-- Set exercise --
Copy all the data exactly, except the pictures.

-- Dataset excerpt --
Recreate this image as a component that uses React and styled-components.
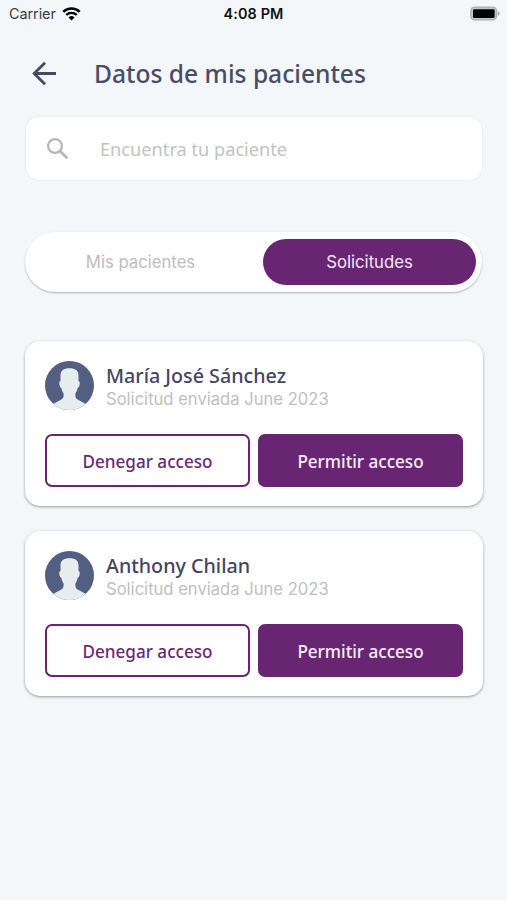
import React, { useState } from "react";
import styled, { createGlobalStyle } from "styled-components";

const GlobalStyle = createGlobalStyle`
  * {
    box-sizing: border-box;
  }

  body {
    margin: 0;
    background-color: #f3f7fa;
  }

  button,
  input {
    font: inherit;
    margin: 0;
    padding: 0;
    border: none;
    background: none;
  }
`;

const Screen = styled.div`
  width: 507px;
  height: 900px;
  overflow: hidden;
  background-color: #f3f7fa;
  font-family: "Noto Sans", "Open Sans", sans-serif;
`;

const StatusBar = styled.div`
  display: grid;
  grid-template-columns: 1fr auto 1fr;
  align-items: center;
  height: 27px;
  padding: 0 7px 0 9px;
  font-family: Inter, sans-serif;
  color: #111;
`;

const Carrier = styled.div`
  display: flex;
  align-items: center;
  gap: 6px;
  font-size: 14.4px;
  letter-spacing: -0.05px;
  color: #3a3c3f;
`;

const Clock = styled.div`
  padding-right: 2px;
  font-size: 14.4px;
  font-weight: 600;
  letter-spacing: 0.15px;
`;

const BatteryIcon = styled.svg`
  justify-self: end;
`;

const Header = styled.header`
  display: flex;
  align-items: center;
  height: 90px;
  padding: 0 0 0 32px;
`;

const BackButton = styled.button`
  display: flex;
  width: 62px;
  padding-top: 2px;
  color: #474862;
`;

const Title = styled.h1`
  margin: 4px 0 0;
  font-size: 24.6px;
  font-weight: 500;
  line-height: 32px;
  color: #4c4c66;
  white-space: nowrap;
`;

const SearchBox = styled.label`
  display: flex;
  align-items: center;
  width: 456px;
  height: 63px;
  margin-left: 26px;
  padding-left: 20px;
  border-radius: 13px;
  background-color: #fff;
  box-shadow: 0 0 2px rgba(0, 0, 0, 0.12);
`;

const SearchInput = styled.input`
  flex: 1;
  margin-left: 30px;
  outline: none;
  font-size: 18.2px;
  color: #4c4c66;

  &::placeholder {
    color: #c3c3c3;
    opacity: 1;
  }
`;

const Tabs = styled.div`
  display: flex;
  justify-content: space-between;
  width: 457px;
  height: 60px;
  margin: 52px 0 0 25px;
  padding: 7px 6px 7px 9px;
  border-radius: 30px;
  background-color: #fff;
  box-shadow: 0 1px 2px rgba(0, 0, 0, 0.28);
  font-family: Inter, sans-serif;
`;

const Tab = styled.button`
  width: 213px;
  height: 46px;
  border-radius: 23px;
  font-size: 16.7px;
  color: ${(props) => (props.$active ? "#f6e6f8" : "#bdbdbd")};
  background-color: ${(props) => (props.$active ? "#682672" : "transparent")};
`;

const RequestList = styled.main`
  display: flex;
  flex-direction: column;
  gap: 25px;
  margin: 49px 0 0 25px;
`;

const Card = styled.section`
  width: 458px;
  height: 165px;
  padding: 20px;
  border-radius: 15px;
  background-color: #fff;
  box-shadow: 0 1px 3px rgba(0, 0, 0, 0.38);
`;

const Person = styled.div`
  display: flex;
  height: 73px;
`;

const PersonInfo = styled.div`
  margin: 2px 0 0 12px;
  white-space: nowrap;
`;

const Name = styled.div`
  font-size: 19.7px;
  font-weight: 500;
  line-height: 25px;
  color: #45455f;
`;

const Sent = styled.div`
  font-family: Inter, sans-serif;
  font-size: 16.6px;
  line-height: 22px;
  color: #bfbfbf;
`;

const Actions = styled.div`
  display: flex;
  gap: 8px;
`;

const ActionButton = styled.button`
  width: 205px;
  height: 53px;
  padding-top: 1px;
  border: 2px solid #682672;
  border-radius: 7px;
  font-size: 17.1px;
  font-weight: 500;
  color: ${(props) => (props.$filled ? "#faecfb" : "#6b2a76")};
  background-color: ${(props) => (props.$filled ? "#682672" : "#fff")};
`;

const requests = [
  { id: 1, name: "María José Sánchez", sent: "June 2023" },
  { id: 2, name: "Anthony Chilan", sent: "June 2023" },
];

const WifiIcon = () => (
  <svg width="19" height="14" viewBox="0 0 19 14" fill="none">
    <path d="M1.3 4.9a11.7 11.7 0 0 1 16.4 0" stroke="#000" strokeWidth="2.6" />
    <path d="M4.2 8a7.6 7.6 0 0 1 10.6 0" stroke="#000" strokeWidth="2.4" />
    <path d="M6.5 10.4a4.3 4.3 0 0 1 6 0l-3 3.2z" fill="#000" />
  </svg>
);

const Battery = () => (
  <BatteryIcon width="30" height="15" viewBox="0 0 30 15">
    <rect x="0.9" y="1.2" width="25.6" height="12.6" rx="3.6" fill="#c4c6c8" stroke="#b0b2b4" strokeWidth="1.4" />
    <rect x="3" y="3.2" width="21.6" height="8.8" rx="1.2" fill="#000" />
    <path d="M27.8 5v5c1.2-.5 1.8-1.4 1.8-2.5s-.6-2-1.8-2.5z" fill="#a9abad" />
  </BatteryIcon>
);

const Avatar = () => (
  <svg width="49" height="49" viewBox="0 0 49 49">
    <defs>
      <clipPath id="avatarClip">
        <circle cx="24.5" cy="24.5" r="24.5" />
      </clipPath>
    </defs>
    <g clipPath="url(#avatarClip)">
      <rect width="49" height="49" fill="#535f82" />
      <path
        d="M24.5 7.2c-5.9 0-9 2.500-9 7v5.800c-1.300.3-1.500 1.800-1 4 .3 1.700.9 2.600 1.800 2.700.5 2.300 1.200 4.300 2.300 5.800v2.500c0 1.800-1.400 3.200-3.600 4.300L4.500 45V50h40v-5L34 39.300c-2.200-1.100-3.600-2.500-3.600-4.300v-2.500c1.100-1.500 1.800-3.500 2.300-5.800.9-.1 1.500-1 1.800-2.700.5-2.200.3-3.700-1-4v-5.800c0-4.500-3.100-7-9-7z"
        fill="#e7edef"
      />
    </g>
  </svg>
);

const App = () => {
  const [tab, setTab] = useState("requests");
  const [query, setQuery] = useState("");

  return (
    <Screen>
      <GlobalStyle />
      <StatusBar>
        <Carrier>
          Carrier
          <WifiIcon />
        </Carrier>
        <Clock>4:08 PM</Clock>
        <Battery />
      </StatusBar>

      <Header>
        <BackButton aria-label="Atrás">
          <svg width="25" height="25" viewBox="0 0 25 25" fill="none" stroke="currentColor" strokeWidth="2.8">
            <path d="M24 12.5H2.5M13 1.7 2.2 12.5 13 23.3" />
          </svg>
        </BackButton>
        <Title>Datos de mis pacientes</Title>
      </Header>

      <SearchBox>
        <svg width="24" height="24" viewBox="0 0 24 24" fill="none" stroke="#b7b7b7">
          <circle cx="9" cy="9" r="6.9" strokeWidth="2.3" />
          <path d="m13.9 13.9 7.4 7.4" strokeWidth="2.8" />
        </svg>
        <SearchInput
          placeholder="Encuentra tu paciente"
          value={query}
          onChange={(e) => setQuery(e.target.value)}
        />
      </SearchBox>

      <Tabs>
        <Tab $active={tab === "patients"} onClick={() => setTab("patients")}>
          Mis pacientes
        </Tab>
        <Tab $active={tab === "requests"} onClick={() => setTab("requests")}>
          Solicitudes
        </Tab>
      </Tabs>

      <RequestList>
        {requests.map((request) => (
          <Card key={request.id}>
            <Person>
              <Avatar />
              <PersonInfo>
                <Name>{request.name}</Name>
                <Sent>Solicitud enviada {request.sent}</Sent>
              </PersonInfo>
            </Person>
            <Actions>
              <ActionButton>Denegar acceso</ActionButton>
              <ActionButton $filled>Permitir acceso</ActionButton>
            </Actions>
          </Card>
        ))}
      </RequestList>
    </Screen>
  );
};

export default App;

-- Answer for the task --
Recreate this image as a component that uses React and styled-components.
import React, { useState } from "react";
import styled, { createGlobalStyle } from "styled-components";

const GlobalStyle = createGlobalStyle`
  * {
    box-sizing: border-box;
  }

  body {
    margin: 0;
    background-color: #f3f7fa;
  }

  button,
  input {
    font: inherit;
    margin: 0;
    padding: 0;
    border: none;
    background: none;
  }
`;

const Screen = styled.div`
  width: 507px;
  height: 900px;
  overflow: hidden;
  background-color: #f3f7fa;
  font-family: "Noto Sans", "Open Sans", sans-serif;
`;

const StatusBar = styled.div`
  display: grid;
  grid-template-columns: 1fr auto 1fr;
  align-items: center;
  height: 27px;
  padding: 0 7px 0 9px;
  font-family: Inter, sans-serif;
  color: #111;
`;

const Carrier = styled.div`
  display: flex;
  align-items: center;
  gap: 6px;
  font-size: 14.4px;
  letter-spacing: -0.05px;
  color: #3a3c3f;
`;

const Clock = styled.div`
  padding-right: 2px;
  font-size: 14.4px;
  font-weight: 600;
  letter-spacing: 0.15px;
`;

const BatteryIcon = styled.svg`
  justify-self: end;
`;

const Header = styled.header`
  display: flex;
  align-items: center;
  height: 90px;
  padding: 0 0 0 32px;
`;

const BackButton = styled.button`
  display: flex;
  width: 62px;
  padding-top: 2px;
  color: #474862;
`;

const Title = styled.h1`
  margin: 4px 0 0;
  font-size: 24.6px;
  font-weight: 500;
  line-height: 32px;
  color: #4c4c66;
  white-space: nowrap;
`;

const SearchBox = styled.label`
  display: flex;
  align-items: center;
  width: 456px;
  height: 63px;
  margin-left: 26px;
  padding-left: 20px;
  border-radius: 13px;
  background-color: #fff;
  box-shadow: 0 0 2px rgba(0, 0, 0, 0.12);
`;

const SearchInput = styled.input`
  flex: 1;
  margin-left: 30px;
  outline: none;
  font-size: 18.2px;
  color: #4c4c66;

  &::placeholder {
    color: #c3c3c3;
    opacity: 1;
  }
`;

const Tabs = styled.div`
  display: flex;
  justify-content: space-between;
  width: 457px;
  height: 60px;
  margin: 52px 0 0 25px;
  padding: 7px 6px 7px 9px;
  border-radius: 30px;
  background-color: #fff;
  box-shadow: 0 1px 2px rgba(0, 0, 0, 0.28);
  font-family: Inter, sans-serif;
`;

const Tab = styled.button`
  width: 213px;
  height: 46px;
  border-radius: 23px;
  font-size: 16.7px;
  color: ${(props) => (props.$active ? "#f6e6f8" : "#bdbdbd")};
  background-color: ${(props) => (props.$active ? "#682672" : "transparent")};
`;

const RequestList = styled.main`
  display: flex;
  flex-direction: column;
  gap: 25px;
  margin: 49px 0 0 25px;
`;

const Card = styled.section`
  width: 458px;
  height: 165px;
  padding: 20px;
  border-radius: 15px;
  background-color: #fff;
  box-shadow: 0 1px 3px rgba(0, 0, 0, 0.38);
`;

const Person = styled.div`
  display: flex;
  height: 73px;
`;

const PersonInfo = styled.div`
  margin: 2px 0 0 12px;
  white-space: nowrap;
`;

const Name = styled.div`
  font-size: 19.7px;
  font-weight: 500;
  line-height: 25px;
  color: #45455f;
`;

const Sent = styled.div`
  font-family: Inter, sans-serif;
  font-size: 16.6px;
  line-height: 22px;
  color: #bfbfbf;
`;

const Actions = styled.div`
  display: flex;
  gap: 8px;
`;

const ActionButton = styled.button`
  width: 205px;
  height: 53px;
  padding-top: 1px;
  border: 2px solid #682672;
  border-radius: 7px;
  font-size: 17.1px;
  font-weight: 500;
  color: ${(props) => (props.$filled ? "#faecfb" : "#6b2a76")};
  background-color: ${(props) => (props.$filled ? "#682672" : "#fff")};
`;

const requests = [
  { id: 1, name: "María José Sánchez", sent: "June 2023" },
  { id: 2, name: "Anthony Chilan", sent: "June 2023" },
];

const WifiIcon = () => (
  <svg width="19" height="14" viewBox="0 0 19 14" fill="none">
    <path d="M1.3 4.9a11.7 11.7 0 0 1 16.4 0" stroke="#000" strokeWidth="2.6" />
    <path d="M4.2 8a7.6 7.6 0 0 1 10.6 0" stroke="#000" strokeWidth="2.4" />
    <path d="M6.5 10.4a4.3 4.3 0 0 1 6 0l-3 3.2z" fill="#000" />
  </svg>
);

const Battery = () => (
  <BatteryIcon width="30" height="15" viewBox="0 0 30 15">
    <rect x="0.9" y="1.2" width="25.6" height="12.6" rx="3.6" fill="#c4c6c8" stroke="#b0b2b4" strokeWidth="1.4" />
    <rect x="3" y="3.2" width="21.6" height="8.8" rx="1.2" fill="#000" />
    <path d="M27.8 5v5c1.2-.5 1.8-1.4 1.8-2.5s-.6-2-1.8-2.5z" fill="#a9abad" />
  </BatteryIcon>
);

const Avatar = () => (
  <svg width="49" height="49" viewBox="0 0 49 49">
    <defs>
      <clipPath id="avatarClip">
        <circle cx="24.5" cy="24.5" r="24.5" />
      </clipPath>
    </defs>
    <g clipPath="url(#avatarClip)">
      <rect width="49" height="49" fill="#535f82" />
      <path
        d="M24.5 7.2c-5.9 0-9 2.500-9 7v5.800c-1.300.3-1.500 1.800-1 4 .3 1.700.9 2.600 1.800 2.700.5 2.300 1.200 4.300 2.300 5.800v2.500c0 1.800-1.400 3.200-3.600 4.300L4.500 45V50h40v-5L34 39.300c-2.200-1.100-3.600-2.500-3.600-4.300v-2.500c1.100-1.500 1.800-3.500 2.300-5.800.9-.1 1.500-1 1.800-2.700.5-2.200.3-3.700-1-4v-5.800c0-4.500-3.100-7-9-7z"
        fill="#e7edef"
      />
    </g>
  </svg>
);

const App = () => {
  const [tab, setTab] = useState("requests");
  const [query, setQuery] = useState("");

  return (
    <Screen>
      <GlobalStyle />
      <StatusBar>
        <Carrier>
          Carrier
          <WifiIcon />
        </Carrier>
        <Clock>4:08 PM</Clock>
        <Battery />
      </StatusBar>

      <Header>
        <BackButton aria-label="Atrás">
          <svg width="25" height="25" viewBox="0 0 25 25" fill="none" stroke="currentColor" strokeWidth="2.8">
            <path d="M24 12.5H2.5M13 1.7 2.2 12.5 13 23.3" />
          </svg>
        </BackButton>
        <Title>Datos de mis pacientes</Title>
      </Header>

      <SearchBox>
        <svg width="24" height="24" viewBox="0 0 24 24" fill="none" stroke="#b7b7b7">
          <circle cx="9" cy="9" r="6.9" strokeWidth="2.3" />
          <path d="m13.9 13.9 7.4 7.4" strokeWidth="2.8" />
        </svg>
        <SearchInput
          placeholder="Encuentra tu paciente"
          value={query}
          onChange={(e) => setQuery(e.target.value)}
        />
      </SearchBox>

      <Tabs>
        <Tab $active={tab === "patients"} onClick={() => setTab("patients")}>
          Mis pacientes
        </Tab>
        <Tab $active={tab === "requests"} onClick={() => setTab("requests")}>
          Solicitudes
        </Tab>
      </Tabs>

      <RequestList>
        {requests.map((request) => (
          <Card key={request.id}>
            <Person>
              <Avatar />
              <PersonInfo>
                <Name>{request.name}</Name>
                <Sent>Solicitud enviada {request.sent}</Sent>
              </PersonInfo>
            </Person>
            <Actions>
              <ActionButton>Denegar acceso</ActionButton>
              <ActionButton $filled>Permitir acceso</ActionButton>
            </Actions>
          </Card>
        ))}
      </RequestList>
    </Screen>
  );
};

export default App;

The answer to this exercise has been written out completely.